Performance Characteristics
- Column-oriented: Aggregations over single columns are fast
- Lazy evaluation: Pipeline steps are chained and evaluated together
- Cached in data blocks: Named pipelines compute once, then cache
- Immutable: No in-place mutation, but internal sharing of unchanged columns
Column Expressions
How .column Works
Column expressions use dot-prefixed names to reference columns:
table |> where(.age > 30)
table |> select(.name, .email)
table |> sortBy(.created_at, desc: true)Inside derive(), where(), agg(), window(), and other table operations, .column_name compiles to a row-level accessor function. The expression .age > 30 becomes fn(row) row.age > 30.
Complex Expressions
Column expressions support full Tova operations:
// String operations on columns
table |> derive(.name = .name |> trim() |> upper())
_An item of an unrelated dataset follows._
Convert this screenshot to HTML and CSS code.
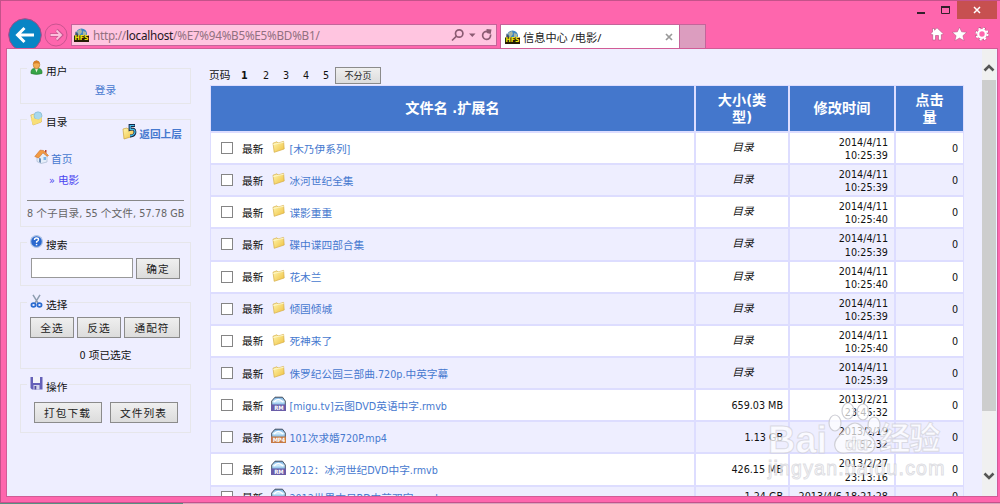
FILE: index.html
```
<!DOCTYPE html>
<html lang="zh-CN">
<head>
    <meta charset="UTF-8">
    <title>信息中心 /电影/</title>
    <link rel="stylesheet" href="styles.css">
</head>
<body>
<svg width="0" height="0" class="defs">
    <defs>
        <linearGradient id="gold" x1="0" y1="0" x2="1" y2="1"><stop offset="0" stop-color="#fff7b0"/><stop offset="1" stop-color="#efbf3c"/></linearGradient>
        <linearGradient id="sky" x1="0" y1="0" x2="0" y2="1"><stop offset="0" stop-color="#6da7dc"/><stop offset="0.5" stop-color="#d2efff"/><stop offset="1" stop-color="#5c9fd6"/></linearGradient>
    </defs>
    <symbol id="folder" viewBox="0 0 13 13">
        <path d="M1 3.2L5 1.8l1 1.2 5.6-1.6.6 7.6-10 3.3z" fill="url(#gold)" stroke="#d5ae48" stroke-width=".7"/>
        <path d="M1.3 4.5l10.5-2.3" stroke="#fffbd5" stroke-width=".8"/>
    </symbol>
    <symbol id="film" viewBox="0 0 15 16">
        <path d="M.7 10V5L4 1.200h7.500L14.300 5v5z" fill="url(#sky)" stroke="#38424f" stroke-width=".9"/>
        <path d="M3 6q4-5 9 0" fill="none" stroke="#fff" stroke-width="1.300"/>
        <path d="M0 8.500h15V15H0z" fill="currentColor"/>
    </symbol>
    <symbol id="hfs" viewBox="0 0 15 14">
        <circle cx="7.500" cy="6" r="5.500" fill="#3f86c4"/>
        <path d="M3 3l4-2 1 3-3 4zM9 3l3 1v4l-3-1z" fill="#a9b7a2"/>
        <path d="M1.500 3.500L4 6v3H1z" fill="#40536b"/>
        <path d="M0 7.500h15V14H0z" fill="#241d06"/>
    </symbol>
</svg>

<div class="window">
    <div class="titlebar">
        <svg class="win-min" width="8" height="2" viewBox="0 0 8 2"><path d="M0 1h8" stroke="#33202b" stroke-width="2"/></svg>
        <svg class="win-max" width="9" height="8" viewBox="0 0 9 8"><path d="M.5 1v6.500h8V1" fill="none" stroke="#33202b"/><path d="M0 1h9" stroke="#33202b" stroke-width="2"/></svg>
        <div class="win-close"><svg width="8" height="8" viewBox="0 0 8 8"><path d="M1 1l6 6M7 1L1 7" stroke="#fff" stroke-width="1.500"/></svg></div>
    </div>
    <div class="navbar">
        <svg class="back" width="34" height="34" viewBox="0 0 34 34"><circle cx="17" cy="17" r="16.300" fill="#0885c5" stroke="#a44c83" stroke-width="1"/><path d="M26 17H9.500M16.500 10l-7 7 7 7" fill="none" stroke="#fff" stroke-width="3"/></svg>
        <svg class="forward" width="24" height="24" viewBox="0 0 24 24"><circle cx="12" cy="12" r="11" fill="none" stroke="#c95490"/><path d="M6 12h11M12.500 7l5 5-5 5" fill="none" stroke="#c95490" stroke-width="3.400"/><path d="M6.500 12H17M12.500 7.500L17 12l-4.500 4.500" fill="none" stroke="#fbc0dc" stroke-width="1.800"/></svg>
        <div class="address">
            <span class="favicon"><svg width="15" height="14"><use href="#hfs"/></svg><b>HFS</b></span>
            <span class="url">http://<em>localhost</em>/%E7%94%B5%E5%BD%B1/</span>
            <svg class="address-tools" width="42" height="14" viewBox="0 0 42 14"><g fill="none" stroke="#8b5b72" stroke-width="1.700"><circle cx="8.200" cy="5.500" r="3.700"/><path d="M5.500 8.200L1 12.500"/><path d="M39.500 6.500a4 4 0 1 1-3-3"/></g><path d="M18 5.500h6.500l-3.200 3.500zM35.500 1l5 .5-.8 4.500-4-1z" fill="#8b5b72"/></svg>
        </div>
        <div class="tab">
            <span class="favicon"><svg width="15" height="14"><use href="#hfs"/></svg><b>HFS</b></span>
            <span class="tab-title">信息中心 /电影/</span>
            <svg width="8" height="8" viewBox="0 0 8 8"><path d="M1 1l6 6M7 1L1 7" stroke="#999" stroke-width="1.700"/></svg>
        </div>
        <div class="new-tab"></div>
        <div class="tools">
            <svg width="14" height="14" viewBox="0 0 14 14"><path d="M7 .8l6.300 6-1.300 1.300-.7-.6V13H8.500V8.500h-3V13H2.700V7.500l-.7.6L.7 6.800l1.800-1.700V1.500h2v1.700z" fill="#fff" stroke="#b0507f" stroke-width=".6"/></svg>
            <svg width="15" height="14" viewBox="0 0 15 14"><path d="M7.500.2l2.100 4.600 5.200.5-3.900 3.400 1.200 5-4.600-2.600-4.600 2.600 1.200-5L.2 5.300l5.200-.5z" fill="#fff" stroke="#b0507f" stroke-width=".5"/></svg>
            <svg width="14" height="14" viewBox="0 0 14 14"><circle cx="7" cy="7" r="5.500" fill="none" stroke="#b0507f" stroke-width="3" stroke-dasharray="2.700 1.620"/><circle cx="7" cy="7" r="5.600" fill="none" stroke="#fff" stroke-width="2" stroke-dasharray="2.200 2.200"/><circle cx="7" cy="7" r="3.800" fill="none" stroke="#fff" stroke-width="2.200"/></svg>
        </div>
    </div>

    <div class="client">
        <div class="sidebar">
            <fieldset class="box user">
                <legend><svg width="13" height="15" viewBox="0 0 13 15"><path d="M1 13.500q-.5-5 3.500-5h4q4 0 3.500 5-5.500 1.800-11 0z" fill="#36a447" stroke="#24782f" stroke-width=".6"/><path d="M5 8.500h3l-1.500 4z" fill="#e9f5dc"/><ellipse cx="6.500" cy="4.700" rx="3.300" ry="4" fill="#f3ad53" stroke="#b37026" stroke-width=".6"/><path d="M3.200 4Q4 .7 6.500.7T9.800 4q-3-1.500-6.600 0z" fill="#d67f25"/></svg>用户</legend>
                <a class="login" href="#">登录</a>
            </fieldset>
            <fieldset class="box dirs">
                <legend><svg width="13" height="15" viewBox="0 0 13 15"><path d="M.8 4l3.500-1 1 1 6-1v8L3 14z" fill="url(#gold)" stroke="#cda443" stroke-width=".6"/><circle cx="8" cy="4.800" r="4" fill="#a8d8ed" stroke="#7ab3d1" stroke-width=".6"/><path d="M.8 7l8 1.500L12 6l-1 5-8 3z" fill="#f8df78"/></svg>目录</legend>
                <a class="up" href="#"><svg width="15" height="16" viewBox="0 0 15 16"><path d="M1 5l4-1 1 1 6-1v8L2 15z" fill="url(#gold)" stroke="#caa23e" stroke-width=".7"/><path d="M13 1.500H8v4q5-1.500 5 2.500 0 4-5 4" fill="none" stroke="#14284b" stroke-width="2.800"/><path d="M12.500 1.500H8.200v4q5-1 4.800 2.500-.5 3.500-5 3.800" fill="none" stroke="#46bce7" stroke-width="1.200"/></svg>返回上层</a>
                <a class="home" href="#"><svg width="15" height="15" viewBox="0 0 15 15"><path d="M3 7l5-4 5 4v6l-6 1.500-4-2z" fill="#e5eefa" stroke="#a9b9d1" stroke-width=".7"/><path d="M.8 7.500L6 1.200l3.500.3 5 5-1.300.8L9 3.800 4.500 9z" fill="#f39b42" stroke="#cd6f28" stroke-width=".6"/><path d="M5 9l2 .5V14l-2-1z" fill="#6f8fb5"/><path d="M9.500 8h2.500v3H9.500z" fill="#78b4e8"/><path d="M11 1h1.500v3L11 3z" fill="#b94630"/></svg>首页</a>
                <a class="current" href="#">» 电影</a>
                <div class="stats">8 个子目录, 55 个文件, 57.78 GB</div>
            </fieldset>
            <fieldset class="box search">
                <legend><svg width="13" height="15" viewBox="0 0 13 15"><circle cx="6.500" cy="7.500" r="5.900" fill="#2a68cf" stroke="#b3c6e5" stroke-width="1.200"/><path d="M4.500 6q0-2 2-2t2 1.700q0 1-1.900 2v1" fill="none" stroke="#fff" stroke-width="1.400"/><path d="M5.800 9.900h1.500v1.400H5.800z" fill="#fff"/></svg>搜索</legend>
                <div class="line"><input type="text"><button>确定</button></div>
            </fieldset>
            <fieldset class="box select">
                <legend><svg width="13" height="15" viewBox="0 0 13 15"><path d="M3 .8l5.500 9M10 .8l-5.500 9" stroke="#8d9db0" stroke-width="1.500"/><ellipse cx="3.500" cy="11" rx="2.100" ry="1.900" fill="none" stroke="#2a6bd0" stroke-width="1.700"/><ellipse cx="9.500" cy="11" rx="2.100" ry="1.900" fill="none" stroke="#2a6bd0" stroke-width="1.700"/></svg>选择</legend>
                <div class="line"><button>全选</button><button>反选</button><button class="wide">通配符</button></div>
                <div class="selected">0 项已选定</div>
            </fieldset>
            <fieldset class="box actions">
                <legend><svg width="13" height="15" viewBox="0 0 13 15"><path d="M.5 1h12v12.500H2L.5 12z" fill="#6460b8"/><path d="M3 1h7v6H3z" fill="#f3f3fa"/><path d="M3.500 9h6v4.500h-6z" fill="#d4d7ec"/><path d="M4.500 10h1.800v3.500H4.500z" fill="#504b9f"/></svg>操作</legend>
                <div class="line"><button>打包下载</button><button>文件列表</button></div>
            </fieldset>
        </div>

        <div class="main">
            <div class="pages"><span class="label">页码</span><b>1</b><span>2</span><span>3</span><span>4</span><span>5</span><button>不分页</button></div>
            <div class="files">
                <div class="row head"><div>文件名 .扩展名</div><div>大小(类<br>型)</div><div>修改时间</div><div>点击<br>量</div></div>
                <div class="row">
                    <div class="name"><i class="check"></i><span>最新</span><svg class="folder"><use href="#folder"/></svg><a href="#">[木乃伊系列]</a></div>
                    <div class="type">目录</div><div class="date">2014/4/11<br>10:25:39</div><div class="hits">0</div>
                </div>
                <div class="row">
                    <div class="name"><i class="check"></i><span>最新</span><svg class="folder"><use href="#folder"/></svg><a href="#">冰河世纪全集</a></div>
                    <div class="type">目录</div><div class="date">2014/4/11<br>10:25:39</div><div class="hits">0</div>
                </div>
                <div class="row">
                    <div class="name"><i class="check"></i><span>最新</span><svg class="folder"><use href="#folder"/></svg><a href="#">谍影重重</a></div>
                    <div class="type">目录</div><div class="date">2014/4/11<br>10:25:40</div><div class="hits">0</div>
                </div>
                <div class="row">
                    <div class="name"><i class="check"></i><span>最新</span><svg class="folder"><use href="#folder"/></svg><a href="#">碟中谍四部合集</a></div>
                    <div class="type">目录</div><div class="date">2014/4/11<br>10:25:39</div><div class="hits">0</div>
                </div>
                <div class="row">
                    <div class="name"><i class="check"></i><span>最新</span><svg class="folder"><use href="#folder"/></svg><a href="#">花木兰</a></div>
                    <div class="type">目录</div><div class="date">2014/4/11<br>10:25:40</div><div class="hits">0</div>
                </div>
                <div class="row">
                    <div class="name"><i class="check"></i><span>最新</span><svg class="folder"><use href="#folder"/></svg><a href="#">倾国倾城</a></div>
                    <div class="type">目录</div><div class="date">2014/4/11<br>10:25:39</div><div class="hits">0</div>
                </div>
                <div class="row">
                    <div class="name"><i class="check"></i><span>最新</span><svg class="folder"><use href="#folder"/></svg><a href="#">死神来了</a></div>
                    <div class="type">目录</div><div class="date">2014/4/11<br>10:25:40</div><div class="hits">0</div>
                </div>
                <div class="row">
                    <div class="name"><i class="check"></i><span>最新</span><svg class="folder"><use href="#folder"/></svg><a href="#">侏罗纪公园三部曲.720p.中英字幕</a></div>
                    <div class="type">目录</div><div class="date">2014/4/11<br>10:25:39</div><div class="hits">0</div>
                </div>
                <div class="row">
                    <div class="name"><i class="check"></i><span>最新</span><span class="film rm"><svg><use href="#film"/></svg><b>RM</b></span><a href="#">[migu.tv]云图DVD英语中字.rmvb</a></div>
                    <div class="size">659.03 MB</div><div class="date">2013/2/21<br>23:45:32</div><div class="hits">0</div>
                </div>
                <div class="row">
                    <div class="name"><i class="check"></i><span>最新</span><span class="film mp4"><svg><use href="#film"/></svg><b>MP4</b></span><a href="#">101次求婚720P.mp4</a></div>
                    <div class="size">1.13 GB</div><div class="date">2013/2/19<br>17:52:32</div><div class="hits">0</div>
                </div>
                <div class="row">
                    <div class="name"><i class="check"></i><span>最新</span><span class="film rm"><svg><use href="#film"/></svg><b>RM</b></span><a href="#">2012：冰河世纪DVD中字.rmvb</a></div>
                    <div class="size">426.15 MB</div><div class="date">2013/2/27<br>23:13:16</div><div class="hits">0</div>
                </div>
                <div class="row last">
                    <div class="name"><i class="check"></i><span>最新</span><span class="film rm"><svg><use href="#film"/></svg><b>RM</b></span><a href="#">2012世界末日BD中英双字.rmvb</a></div>
                    <div class="size">1.24 GB</div><div class="date">2013/4/6 18:21:28</div><div class="hits">0</div>
                </div>
            </div>
        </div>

        <div class="scrollbar">
            <svg width="14" height="31" viewBox="0 0 14 31"><path d="M2.500 21.500L7 17l4.500 4.500" fill="none" stroke="#555" stroke-width="2.600"/></svg>
            <div class="thumb"></div>
            <svg class="down" width="14" height="30" viewBox="0 0 14 30"><path d="M2.500 7.500L7 12l4.500-4.500" fill="none" stroke="#555" stroke-width="2.600"/></svg>
        </div>
    </div>

    <!-- watermark over the lower right corner -->
    <div class="watermark">
        <div class="brand">
            <span class="bai">Bai</span>
            <svg width="54" height="54" viewBox="0 0 54 54"><g fill="#fff" fill-opacity=".7" stroke="#cfcfd6" stroke-width="1.200"><ellipse cx="7" cy="21" rx="6" ry="8"/><ellipse cx="20" cy="9" rx="6" ry="8"/><ellipse cx="35" cy="10" rx="6" ry="8"/><ellipse cx="46" cy="23" rx="6" ry="8"/><path d="M27 21c7 0 9 8 15 13 9 7 5 18-5 17-7-1-14-1-20 0-10 1-14-9-6-17 6-5 9-13 16-13z"/></g></svg>
            <span class="du">du</span>
            <span class="jingyan">经验</span>
        </div>
        <div class="domain">jingyan.baidu.com</div>
    </div>
</div>
<div class="desktop"></div>
</body>
</html>
```
FILE: styles.css
```
* {
    box-sizing: border-box;
}
body {
    margin: 0;
    height: 504px;
    overflow: hidden;
    font-family: "DejaVu Sans Condensed", "Noto Sans", "Noto Sans CJK SC", sans-serif;
    font-size: 10.7px;
    color: #111;
    background: #d9a5bd;
}
svg {
    display: block;
    flex: none;
}
.defs {
    position: absolute;
}
a {
    color: #4679cf;
    text-decoration: none;
}
.window {
    position: relative;
    height: 503px;
    display: flex;
    flex-direction: column;
    padding: 0 3px 6px 7px;
    background: #fe66ad;
    border: 1px solid #c4528a;
    border-width: 1px 0 1px 1px;
}

/* title bar and navigation */
.titlebar {
    height: 23px;
    display: flex;
    justify-content: flex-end;
}
.win-min {
    margin: 11px 16px 0 0;
}
.win-max {
    margin: 5px 7px 0 0;
}
.win-close {
    width: 40px;
    height: 18px;
    display: flex;
    align-items: center;
    justify-content: center;
    background: #c75050;
}
.navbar {
    height: 25px;
    display: flex;
    align-items: flex-start;
}
.back {
    margin: -6px 2px 0 0;
}
.forward {
    margin: -1px 3px 0 0;
}
.address {
    width: 426px;
    height: 22px;
    display: flex;
    align-items: center;
    padding: 0 3px 0 2px;
    background: #ffc5e0;
    border: 1px solid #c4649a;
}
.favicon {
    position: relative;
    width: 15px;
    height: 14px;
}
.favicon b {
    position: absolute;
    left: 0;
    top: 6px;
    width: 15px;
    text-align: center;
    font: bold 7px/8px "DejaVu Sans Condensed", sans-serif;
    color: #f8e411;
}
.url {
    flex: 1;
    margin-left: 4px;
    font: 11.7px "Noto Sans", sans-serif;
    letter-spacing: -0.25px;
    color: #91707f;
}
.url em {
    font-style: normal;
    color: #25171e;
}
.tab {
    width: 180px;
    height: 25px;
    margin-left: 3px;
    display: flex;
    align-items: center;
    padding: 0 6px 0 4px;
    background: #fff;
    border: 1px solid #c4649a;
    border-bottom: 0;
}
.tab-title {
    flex: 1;
    margin-left: 3px;
    font: 11.2px "Noto Sans", "Noto Sans CJK SC", sans-serif;
    color: #222;
}
.new-tab {
    width: 26px;
    height: 25px;
    background: #dc9dbf;
    border: 1px solid #c4649a;
    border-width: 1px 1px 0 0;
}
.tools {
    flex: 1;
    display: flex;
    justify-content: flex-end;
    gap: 8px;
    padding: 3px 8px 0 0;
}

/* page */
.client {
    position: relative;
    flex: 1;
    min-height: 0;
    display: flex;
    margin-left: -1px;
    overflow: hidden;
    background: #eeeeff;
    box-shadow: 0 0 0 1px #d15c96;
}
.sidebar {
    width: 203px;
    padding: 9px 19px 0 13px;
}
.box {
    margin: 0 0 5px;
    padding: 0 6px;
    border: 1px solid #e6e6ea;
    min-width: 0;
}
.box legend {
    height: 20px;
    padding: 0 2px;
    display: flex;
    align-items: flex-start;
    gap: 3px;
    line-height: 27px;
}
.box legend svg {
    margin: 2px 0 0 1px;
}
.box button, .pages button {
    height: 21px;
    padding: 0;
    font-family: "Noto Sans CJK SC", sans-serif;
    font-size: 10.7px;
    line-height: 18px;
    letter-spacing: 1px;
    color: #222;
    background: linear-gradient(#efefef, #dcdcdc);
    border: 1px solid #8b8b8b;
    border-radius: 0;
}
.user {
    height: 46px;
}
.login {
    display: block;
    text-align: center;
    line-height: 26px;
}
.dirs {
    height: 118px;
}
.up {
    display: flex;
    justify-content: flex-end;
    gap: 2px;
    margin: -6px 2px 0 0;
    font-weight: bold;
    line-height: 24px;
    height: 20px;
}
.up svg {
    margin-top: 1px;
}
.home {
    display: flex;
    gap: 2px;
    margin: 7px 0 0 7px;
    line-height: 20px;
    height: 19px;
}
.home svg {
    margin-top: -1px;
}
.current {
    display: block;
    margin: 1px 0 0 22px;
    height: 20px;
    line-height: 21px;
    color: #4b45f0;
}
.stats {
    margin-top: 10px;
    border-top: 1px solid #888;
    line-height: 25px;
    white-space: nowrap;
    letter-spacing: 0.05px;
    color: #666;
}
.search {
    height: 54px;
    margin-bottom: 6px;
}
.line {
    display: flex;
    gap: 3px;
}
.search .line {
    margin: 6px 0 0 4px;
}
.search input {
    width: 102px;
    height: 20px;
    padding: 0;
    border: 1px solid #999;
    background: #fff;
}
.search button, .select button {
    width: 44px;
}
.select {
    height: 77px;
}
.select .line {
    margin: 5px 0 0 3px;
}
.select .wide {
    width: 56px;
}
.selected {
    text-align: center;
    line-height: 36px;
}
.actions {
    height: 59px;
}
.actions .line {
    justify-content: center;
    gap: 8px;
    margin-top: 8px;
}
.actions button {
    width: 68px;
}

.main {
    width: 772px;
}
.pages {
    height: 36px;
    padding-top: 18px;
    display: flex;
    line-height: 18px;
}
.pages span, .pages b {
    width: 20px;
}
.pages .label {
    width: 32px;
    margin-left: -1px;
}
.pages b {
    width: 22px;
}
.pages button {
    width: 46px;
    height: 17px;
    margin-left: -8px;
    font-size: 9px;
    line-height: 14px;
    letter-spacing: 0;
}
.files {
    width: 754px;
    padding: 1px;
    display: grid;
    grid-template-rows: 45px repeat(11, 30.15px) 21px;
    gap: 2px;
    background: #ddddff;
}
.row {
    display: grid;
    grid-template-columns: 483px 92px 104px 67px;
    gap: 2px;
    min-height: 0;
}
.row > div {
    background: #fff;
}
.row:nth-child(odd) > div {
    background: #eeeeff;
}
.row.head > div {
    display: flex;
    align-items: center;
    justify-content: center;
    text-align: center;
    background: #4477cc;
    color: #fff;
    font-size: 14.2px;
    font-weight: bold;
    line-height: 17px;
}
.name {
    display: flex;
    align-items: center;
    padding-left: 10px;
}
.name span, .name a {
    padding-top: 3px;
    line-height: 16px;
}
.check {
    width: 12px;
    height: 12px;
    margin-right: 9px;
    background: #fff;
    border: 1px solid #858585;
}
.name .folder {
    width: 13px;
    height: 13px;
    margin: -3px 4px 0 9px;
}
.name .film {
    position: relative;
    width: 15px;
    height: 16px;
    padding: 0;
    margin: -3px 3px 0 8px;
}
.film svg {
    width: 15px;
    height: 16px;
}
.film b {
    position: absolute;
    left: 0;
    top: 8px;
    width: 15px;
    text-align: center;
    font-size: 6px;
    line-height: 7px;
    color: #fff;
}
.rm {
    color: #6a5da8;
}
.mp4 {
    color: #c67a45;
}
.mp4 b {
    letter-spacing: -0.3px;
}
.type {
    text-align: center;
    font-style: italic;
    padding-top: 2px;
    padding-left: 2px;
    line-height: 26px;
}
.size {
    padding: 4px 5px 0 0;
    text-align: right;
    line-height: 24px;
}
.date {
    padding: 3px 6px 0 0;
    text-align: right;
    line-height: 13.2px;
}
.hits {
    padding: 4px 5px 0 0;
    text-align: right;
    line-height: 24px;
}
.last .size, .last .hits {
    padding-top: 0;
    line-height: 20px;
}

.scrollbar {
    width: 14px;
    display: flex;
    flex-direction: column;
    background: #f0f0f0;
}
.thumb {
    height: 331px;
    background: #cdcdcd;
}
.down {
    margin-top: auto;
}

/* watermark */
.watermark {
    position: absolute;
    left: 767px;
    top: 401px;
    width: 190px;
    color: rgba(255, 255, 255, 0.75);
    -webkit-text-stroke: 1px rgba(200, 200, 208, 0.6);
}
.brand {
    position: relative;
    height: 54px;
    display: flex;
    align-items: flex-end;
    font: bold 38px/38px "Liberation Sans", "Noto Sans CJK SC", sans-serif;
}
.bai {
    margin-bottom: -3px;
}
.brand svg {
    margin-left: 1px;
}
.du {
    position: absolute;
    left: 77px;
    bottom: 2px;
    font-size: 19px;
    line-height: 20px;
}
.jingyan {
    font-size: 31px;
    letter-spacing: -1px;
    margin-left: -3px;
    line-height: 34px;
}
.domain {
    font: 19.5px/24px "Liberation Sans", sans-serif;
    letter-spacing: 1.2px;
    white-space: nowrap;
}
.desktop {
    width: 183px;
    height: 1px;
    background: #569080;
}
```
table |> where(.email |> lower() |> contains("@gmail"))
// Arithmetic
table |> derive(.total = .quantity * .price)
table |> derive(.margin = (.price - .cost) / .price * 100.0)
// Conditional
table |> derive(.tier = match .spend {
s if s > 1000 => "premium"
s if s > 100 => "standard"
_ => "basic"
})
// Combining columns
table |> derive(.full_name = "{.first_name} {.last_name}")
table |> where(.start_date <= Date.now() and .end_date >= Date.now())Column References Across Operations
After a join(), columns from both tables are available:
orders |> join(products, left: .product_id, right: .product_id)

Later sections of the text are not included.